Dilansir dari Bloomberg, perwakilan Twitter mengatakan pada Selasa (2/6/2020) bahwa tindakan tersebut adalah bagian dari penyelidikan aktif terhadap tagar #dcblackout, menyusul pelanggaran kebijakan perusahaan yang melarang spam dan manipulasi platform.
Ini adalah contoh terbaru dari Twitter yang menindak pelanggaran konten sejak protes dimulai minggu lalu setelah kematian George Floyd, seorang pria Afrika-Amerika, oleh petugas kepolisian. Akun yang terkena tindakan tegas ini berkisar dari akun spam yang dihapus pada Senin hingga akun Presiden Donald Trump.
Pada 31 Mei, Trump me-retweet akun yang menyertakan tagar #QAnon dalam bio-nya, sebuah referensi ke grup yang meyakini adanya konspirasi yang sedang berusaha melemahkan presiden dan para pendukungnya.
Trump mem-posting ulang sebuah tweet dari akun yang mempromosikan moto grup dan memasukkan video pidato kampanye Trump. Twitter segera menangguhkan akun itu, mengatakan bahwa pemiliknya sebelumnya telah ditangguhkan dan dilarang membuat akun baru.
Twitter telah memantau akun Trump dengan cermat sejak pertama kali menerapkan label pada tweet yang melanggar kebijakan misinformasi perusahaan pada 26 Mei. Tiga hari kemudian, Twitter memberikan pemberitahuan pelanggaran peraturan pada tweet Trump lainnya yang mengkritik aksi kekerasan di Minnesota yang berisi: “ketika penjarahan dimulai, penembakan dimulai."
Anggota Kongres Florida Matt Gaetz menjadi politisi terkemuka AS kedua yang disembunyikan teetnya di platform media sosial ini karena pelanggaran aturannya terhadap dukungan tindak kekerasan.
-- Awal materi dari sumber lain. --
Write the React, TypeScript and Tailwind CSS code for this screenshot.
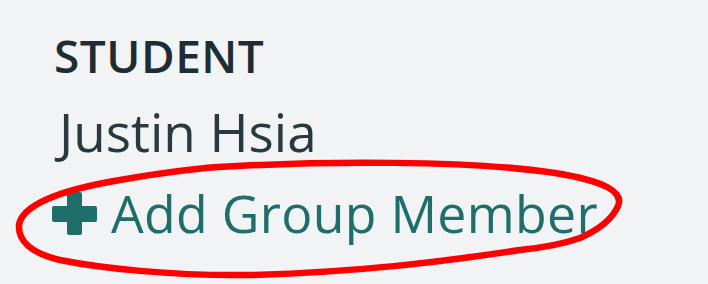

"Sekarang kita dengan jelas melihat Antifa sebagai teroris, dapatkah kita memburu mereka seperti kita melakukannya di Timur Tengah?" ungkap Gaetz dalam tweet—nya.
Tagar #dcblackout, yang cenderung tren di AS pada hari Senin, pertama kali di-tweet oleh akun yang memiliki tiga pengikut. Tetapi yang lain men-tweetnya sekitar 500.000 kali dalam waktu sembilan jam dari postingan awal, menurut Washington Post.
Tagar tersebut dikaitkan dengan klaim palsu bahwa pihak berwenang memblokir komunikasi untuk menghalangi pengunjuk rasa.
Pada Senin pagi, Twitter juga mengambil tindakan terhadap tagar lain yang mendorong pengguna untuk berlutut di leher orang-orang, meniru tindakan petugas polisi yang dituduh melakukan pembunuhan tingkat tiga dalam kematian Floyd.
Perusahaan itu mengatakan memblokir tagar itu agar tidak muncul sebagai hasil pencarian otomatis dan juga memblokirnya dari tren.